### [Task directions]
Every line from the first one to the line containing "const RAYS = [-60, -40, -20, 0, 20, 40, 60];" should be echoed exactly; leave out the rest.
# # # # #
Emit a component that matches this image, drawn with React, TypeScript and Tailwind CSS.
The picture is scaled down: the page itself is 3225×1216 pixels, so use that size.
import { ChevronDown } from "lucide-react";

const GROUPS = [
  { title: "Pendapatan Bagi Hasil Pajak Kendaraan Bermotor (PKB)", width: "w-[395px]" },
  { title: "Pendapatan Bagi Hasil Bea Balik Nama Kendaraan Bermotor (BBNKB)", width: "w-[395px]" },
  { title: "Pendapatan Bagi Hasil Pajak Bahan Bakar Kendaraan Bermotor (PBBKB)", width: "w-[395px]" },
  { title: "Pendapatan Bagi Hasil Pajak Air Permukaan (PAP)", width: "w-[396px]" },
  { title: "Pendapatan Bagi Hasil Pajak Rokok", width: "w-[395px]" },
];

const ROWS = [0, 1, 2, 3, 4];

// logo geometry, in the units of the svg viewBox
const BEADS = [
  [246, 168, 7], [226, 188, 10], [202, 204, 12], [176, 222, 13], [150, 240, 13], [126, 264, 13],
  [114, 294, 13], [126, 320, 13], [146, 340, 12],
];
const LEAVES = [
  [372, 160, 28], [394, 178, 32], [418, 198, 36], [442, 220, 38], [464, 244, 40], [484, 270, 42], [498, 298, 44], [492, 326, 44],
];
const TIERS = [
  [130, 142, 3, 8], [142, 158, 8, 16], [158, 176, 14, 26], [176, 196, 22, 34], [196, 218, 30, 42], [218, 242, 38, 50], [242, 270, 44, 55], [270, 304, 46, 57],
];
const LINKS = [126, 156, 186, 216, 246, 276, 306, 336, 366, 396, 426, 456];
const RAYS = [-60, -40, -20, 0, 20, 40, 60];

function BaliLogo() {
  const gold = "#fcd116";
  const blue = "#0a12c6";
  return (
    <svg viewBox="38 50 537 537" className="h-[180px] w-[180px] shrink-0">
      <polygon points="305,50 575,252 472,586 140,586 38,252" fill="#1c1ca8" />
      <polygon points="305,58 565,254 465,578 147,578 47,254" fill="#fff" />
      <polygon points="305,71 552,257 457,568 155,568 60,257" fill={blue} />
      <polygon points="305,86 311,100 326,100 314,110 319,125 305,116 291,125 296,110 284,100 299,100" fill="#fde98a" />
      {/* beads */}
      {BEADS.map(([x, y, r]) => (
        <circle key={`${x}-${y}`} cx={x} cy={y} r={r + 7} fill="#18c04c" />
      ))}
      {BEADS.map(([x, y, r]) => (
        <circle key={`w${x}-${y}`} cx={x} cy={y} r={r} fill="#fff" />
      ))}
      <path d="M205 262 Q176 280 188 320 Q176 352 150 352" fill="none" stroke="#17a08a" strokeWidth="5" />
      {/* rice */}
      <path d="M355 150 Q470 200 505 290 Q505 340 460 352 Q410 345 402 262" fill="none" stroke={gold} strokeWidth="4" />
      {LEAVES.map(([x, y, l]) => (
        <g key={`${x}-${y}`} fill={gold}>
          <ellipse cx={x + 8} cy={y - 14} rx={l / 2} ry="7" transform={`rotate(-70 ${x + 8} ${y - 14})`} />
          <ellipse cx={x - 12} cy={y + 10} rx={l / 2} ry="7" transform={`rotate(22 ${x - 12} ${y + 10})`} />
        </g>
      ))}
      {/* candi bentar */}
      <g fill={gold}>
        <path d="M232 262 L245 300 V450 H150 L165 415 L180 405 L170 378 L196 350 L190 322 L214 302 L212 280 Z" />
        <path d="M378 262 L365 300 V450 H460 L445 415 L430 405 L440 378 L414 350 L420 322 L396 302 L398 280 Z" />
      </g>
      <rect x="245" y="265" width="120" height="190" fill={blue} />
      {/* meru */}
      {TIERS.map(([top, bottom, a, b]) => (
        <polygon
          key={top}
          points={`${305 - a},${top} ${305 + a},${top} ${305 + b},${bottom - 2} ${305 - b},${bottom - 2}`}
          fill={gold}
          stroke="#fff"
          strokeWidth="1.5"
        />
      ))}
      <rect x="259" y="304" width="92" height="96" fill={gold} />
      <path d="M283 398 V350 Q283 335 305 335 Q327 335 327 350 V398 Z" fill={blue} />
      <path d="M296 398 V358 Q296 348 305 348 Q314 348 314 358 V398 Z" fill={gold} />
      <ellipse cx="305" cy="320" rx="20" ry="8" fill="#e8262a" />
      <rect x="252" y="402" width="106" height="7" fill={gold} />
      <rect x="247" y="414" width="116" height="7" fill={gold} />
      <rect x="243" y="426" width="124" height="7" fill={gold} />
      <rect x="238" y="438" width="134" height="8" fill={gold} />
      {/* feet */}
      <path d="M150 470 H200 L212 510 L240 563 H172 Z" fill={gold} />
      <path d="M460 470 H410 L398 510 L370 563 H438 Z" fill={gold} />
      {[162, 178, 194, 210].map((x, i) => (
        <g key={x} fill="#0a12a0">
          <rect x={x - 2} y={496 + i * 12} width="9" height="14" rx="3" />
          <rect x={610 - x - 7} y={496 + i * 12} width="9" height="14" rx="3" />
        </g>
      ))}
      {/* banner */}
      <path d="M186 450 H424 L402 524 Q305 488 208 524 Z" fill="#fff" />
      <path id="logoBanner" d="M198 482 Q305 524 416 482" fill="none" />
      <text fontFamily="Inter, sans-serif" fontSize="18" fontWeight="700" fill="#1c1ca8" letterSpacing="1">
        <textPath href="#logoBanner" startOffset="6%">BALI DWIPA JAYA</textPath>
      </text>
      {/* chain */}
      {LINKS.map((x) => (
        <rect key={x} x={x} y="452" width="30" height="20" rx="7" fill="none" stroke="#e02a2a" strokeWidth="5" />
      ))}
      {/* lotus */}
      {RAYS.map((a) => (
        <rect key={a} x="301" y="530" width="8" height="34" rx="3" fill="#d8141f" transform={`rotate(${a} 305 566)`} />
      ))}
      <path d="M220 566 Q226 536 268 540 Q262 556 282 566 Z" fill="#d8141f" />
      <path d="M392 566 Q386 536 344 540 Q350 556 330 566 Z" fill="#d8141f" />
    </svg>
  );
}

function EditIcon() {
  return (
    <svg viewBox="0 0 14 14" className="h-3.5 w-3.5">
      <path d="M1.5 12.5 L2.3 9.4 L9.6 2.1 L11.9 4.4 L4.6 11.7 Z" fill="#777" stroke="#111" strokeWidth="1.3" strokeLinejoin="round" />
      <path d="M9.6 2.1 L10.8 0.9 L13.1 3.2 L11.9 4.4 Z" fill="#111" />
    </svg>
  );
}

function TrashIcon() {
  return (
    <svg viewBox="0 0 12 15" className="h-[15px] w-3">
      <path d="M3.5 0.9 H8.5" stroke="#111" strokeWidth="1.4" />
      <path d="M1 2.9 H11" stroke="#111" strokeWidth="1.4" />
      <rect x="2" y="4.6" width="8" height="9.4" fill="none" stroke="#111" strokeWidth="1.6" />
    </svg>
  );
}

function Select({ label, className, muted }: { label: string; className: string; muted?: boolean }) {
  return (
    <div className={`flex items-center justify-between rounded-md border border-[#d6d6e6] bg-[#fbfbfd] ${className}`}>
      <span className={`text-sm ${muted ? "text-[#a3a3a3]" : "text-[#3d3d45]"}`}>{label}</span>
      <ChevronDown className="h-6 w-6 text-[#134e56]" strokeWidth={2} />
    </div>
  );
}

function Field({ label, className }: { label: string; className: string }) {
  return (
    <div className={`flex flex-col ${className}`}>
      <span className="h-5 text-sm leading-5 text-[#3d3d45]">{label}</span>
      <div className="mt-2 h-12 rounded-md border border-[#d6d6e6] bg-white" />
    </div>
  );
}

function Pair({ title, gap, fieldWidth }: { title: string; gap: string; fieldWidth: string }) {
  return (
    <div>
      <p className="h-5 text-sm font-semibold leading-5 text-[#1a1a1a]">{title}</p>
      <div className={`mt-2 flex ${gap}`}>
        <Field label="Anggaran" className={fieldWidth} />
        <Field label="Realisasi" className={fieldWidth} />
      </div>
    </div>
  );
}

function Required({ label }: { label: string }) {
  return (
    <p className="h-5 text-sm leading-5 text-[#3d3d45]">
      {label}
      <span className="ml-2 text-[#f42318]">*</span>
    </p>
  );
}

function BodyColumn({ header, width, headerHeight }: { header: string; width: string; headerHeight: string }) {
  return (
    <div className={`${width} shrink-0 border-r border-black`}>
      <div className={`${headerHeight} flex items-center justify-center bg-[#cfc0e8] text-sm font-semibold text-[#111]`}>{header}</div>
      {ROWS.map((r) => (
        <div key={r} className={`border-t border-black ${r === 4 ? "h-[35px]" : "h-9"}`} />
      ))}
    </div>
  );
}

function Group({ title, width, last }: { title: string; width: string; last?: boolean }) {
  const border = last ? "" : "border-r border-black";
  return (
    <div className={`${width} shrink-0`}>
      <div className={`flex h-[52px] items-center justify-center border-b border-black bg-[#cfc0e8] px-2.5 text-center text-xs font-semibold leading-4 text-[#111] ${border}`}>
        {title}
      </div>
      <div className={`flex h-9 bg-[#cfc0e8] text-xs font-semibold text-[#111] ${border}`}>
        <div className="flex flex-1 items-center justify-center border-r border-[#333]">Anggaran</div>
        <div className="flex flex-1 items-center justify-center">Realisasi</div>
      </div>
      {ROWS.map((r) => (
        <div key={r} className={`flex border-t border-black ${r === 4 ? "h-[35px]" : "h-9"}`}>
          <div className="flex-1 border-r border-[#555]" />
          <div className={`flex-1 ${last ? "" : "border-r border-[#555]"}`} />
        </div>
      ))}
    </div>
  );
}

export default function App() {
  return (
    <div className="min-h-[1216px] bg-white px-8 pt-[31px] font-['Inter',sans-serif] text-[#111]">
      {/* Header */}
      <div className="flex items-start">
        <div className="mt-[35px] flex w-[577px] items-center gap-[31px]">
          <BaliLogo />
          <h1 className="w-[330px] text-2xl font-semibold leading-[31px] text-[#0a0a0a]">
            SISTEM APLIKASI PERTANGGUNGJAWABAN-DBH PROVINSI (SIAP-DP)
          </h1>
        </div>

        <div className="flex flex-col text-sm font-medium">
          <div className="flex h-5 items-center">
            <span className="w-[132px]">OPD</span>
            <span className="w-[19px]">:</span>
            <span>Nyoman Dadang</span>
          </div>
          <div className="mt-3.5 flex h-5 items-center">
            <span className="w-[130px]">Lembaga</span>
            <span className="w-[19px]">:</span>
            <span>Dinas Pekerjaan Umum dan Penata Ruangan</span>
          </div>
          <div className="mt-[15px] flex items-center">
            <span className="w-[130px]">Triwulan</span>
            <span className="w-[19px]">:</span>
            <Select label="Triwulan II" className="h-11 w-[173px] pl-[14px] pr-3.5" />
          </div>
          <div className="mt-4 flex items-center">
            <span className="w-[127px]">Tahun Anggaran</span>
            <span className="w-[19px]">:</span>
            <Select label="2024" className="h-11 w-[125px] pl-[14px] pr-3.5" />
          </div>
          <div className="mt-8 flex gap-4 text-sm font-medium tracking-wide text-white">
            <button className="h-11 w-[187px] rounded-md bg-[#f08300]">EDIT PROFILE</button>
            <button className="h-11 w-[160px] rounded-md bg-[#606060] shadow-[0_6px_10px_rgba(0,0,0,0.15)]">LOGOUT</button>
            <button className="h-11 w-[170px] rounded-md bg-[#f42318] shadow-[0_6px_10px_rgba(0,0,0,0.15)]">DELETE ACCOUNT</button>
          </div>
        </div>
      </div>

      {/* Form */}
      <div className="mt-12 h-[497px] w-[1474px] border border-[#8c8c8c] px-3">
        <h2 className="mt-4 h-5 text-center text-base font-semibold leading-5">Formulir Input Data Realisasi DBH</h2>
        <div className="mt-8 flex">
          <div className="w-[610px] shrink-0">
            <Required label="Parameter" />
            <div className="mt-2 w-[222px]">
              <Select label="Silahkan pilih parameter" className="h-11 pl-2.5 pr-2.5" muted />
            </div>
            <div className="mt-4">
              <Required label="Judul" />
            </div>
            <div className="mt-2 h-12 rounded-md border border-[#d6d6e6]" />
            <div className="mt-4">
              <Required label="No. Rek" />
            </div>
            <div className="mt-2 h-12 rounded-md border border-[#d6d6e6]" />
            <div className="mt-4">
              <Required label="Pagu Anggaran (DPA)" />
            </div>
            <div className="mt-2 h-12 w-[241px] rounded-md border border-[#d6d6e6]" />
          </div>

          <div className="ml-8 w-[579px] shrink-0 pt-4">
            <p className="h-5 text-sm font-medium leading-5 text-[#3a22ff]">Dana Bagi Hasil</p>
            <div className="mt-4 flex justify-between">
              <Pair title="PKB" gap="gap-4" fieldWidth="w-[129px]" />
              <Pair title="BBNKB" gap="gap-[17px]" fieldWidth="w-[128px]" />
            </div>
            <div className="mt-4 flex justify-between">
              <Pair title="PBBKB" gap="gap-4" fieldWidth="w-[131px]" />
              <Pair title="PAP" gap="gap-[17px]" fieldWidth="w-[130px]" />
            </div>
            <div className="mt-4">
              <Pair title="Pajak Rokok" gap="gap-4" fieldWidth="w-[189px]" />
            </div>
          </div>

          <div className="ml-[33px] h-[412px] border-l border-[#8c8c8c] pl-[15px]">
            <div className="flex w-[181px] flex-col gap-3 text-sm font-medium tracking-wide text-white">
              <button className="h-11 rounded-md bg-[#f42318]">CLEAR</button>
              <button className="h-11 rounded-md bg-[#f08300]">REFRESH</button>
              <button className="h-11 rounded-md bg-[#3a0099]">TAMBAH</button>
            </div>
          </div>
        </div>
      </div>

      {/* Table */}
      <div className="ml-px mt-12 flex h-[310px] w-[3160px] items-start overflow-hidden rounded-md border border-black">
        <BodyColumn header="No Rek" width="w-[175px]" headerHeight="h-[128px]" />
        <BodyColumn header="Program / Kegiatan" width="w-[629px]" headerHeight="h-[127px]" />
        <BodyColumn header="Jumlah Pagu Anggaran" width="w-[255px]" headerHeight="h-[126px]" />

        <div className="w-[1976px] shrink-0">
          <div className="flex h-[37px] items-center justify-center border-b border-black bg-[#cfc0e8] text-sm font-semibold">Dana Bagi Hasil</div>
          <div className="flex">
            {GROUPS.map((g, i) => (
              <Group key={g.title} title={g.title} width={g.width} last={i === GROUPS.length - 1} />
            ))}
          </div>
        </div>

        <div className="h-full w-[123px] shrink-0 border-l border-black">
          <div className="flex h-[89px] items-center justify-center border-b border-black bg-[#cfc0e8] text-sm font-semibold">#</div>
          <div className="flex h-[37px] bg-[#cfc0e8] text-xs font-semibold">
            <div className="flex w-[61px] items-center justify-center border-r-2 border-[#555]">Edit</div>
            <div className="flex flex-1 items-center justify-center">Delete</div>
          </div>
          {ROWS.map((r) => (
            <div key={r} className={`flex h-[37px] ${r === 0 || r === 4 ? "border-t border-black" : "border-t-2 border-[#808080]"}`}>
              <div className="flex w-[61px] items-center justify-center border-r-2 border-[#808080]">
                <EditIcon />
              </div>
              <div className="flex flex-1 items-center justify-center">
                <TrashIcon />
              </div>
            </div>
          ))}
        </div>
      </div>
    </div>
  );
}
# # # # #
### [Task answer]
Emit a component that matches this image, drawn with React, TypeScript and Tailwind CSS.
The picture is scaled down: the page itself is 3225×1216 pixels, so use that size.
import { ChevronDown } from "lucide-react";

const GROUPS = [
  { title: "Pendapatan Bagi Hasil Pajak Kendaraan Bermotor (PKB)", width: "w-[395px]" },
  { title: "Pendapatan Bagi Hasil Bea Balik Nama Kendaraan Bermotor (BBNKB)", width: "w-[395px]" },
  { title: "Pendapatan Bagi Hasil Pajak Bahan Bakar Kendaraan Bermotor (PBBKB)", width: "w-[395px]" },
  { title: "Pendapatan Bagi Hasil Pajak Air Permukaan (PAP)", width: "w-[396px]" },
  { title: "Pendapatan Bagi Hasil Pajak Rokok", width: "w-[395px]" },
];

const ROWS = [0, 1, 2, 3, 4];

// logo geometry, in the units of the svg viewBox
const BEADS = [
  [246, 168, 7], [226, 188, 10], [202, 204, 12], [176, 222, 13], [150, 240, 13], [126, 264, 13],
  [114, 294, 13], [126, 320, 13], [146, 340, 12],
];
const LEAVES = [
  [372, 160, 28], [394, 178, 32], [418, 198, 36], [442, 220, 38], [464, 244, 40], [484, 270, 42], [498, 298, 44], [492, 326, 44],
];
const TIERS = [
  [130, 142, 3, 8], [142, 158, 8, 16], [158, 176, 14, 26], [176, 196, 22, 34], [196, 218, 30, 42], [218, 242, 38, 50], [242, 270, 44, 55], [270, 304, 46, 57],
];
const LINKS = [126, 156, 186, 216, 246, 276, 306, 336, 366, 396, 426, 456];
const RAYS = [-60, -40, -20, 0, 20, 40, 60];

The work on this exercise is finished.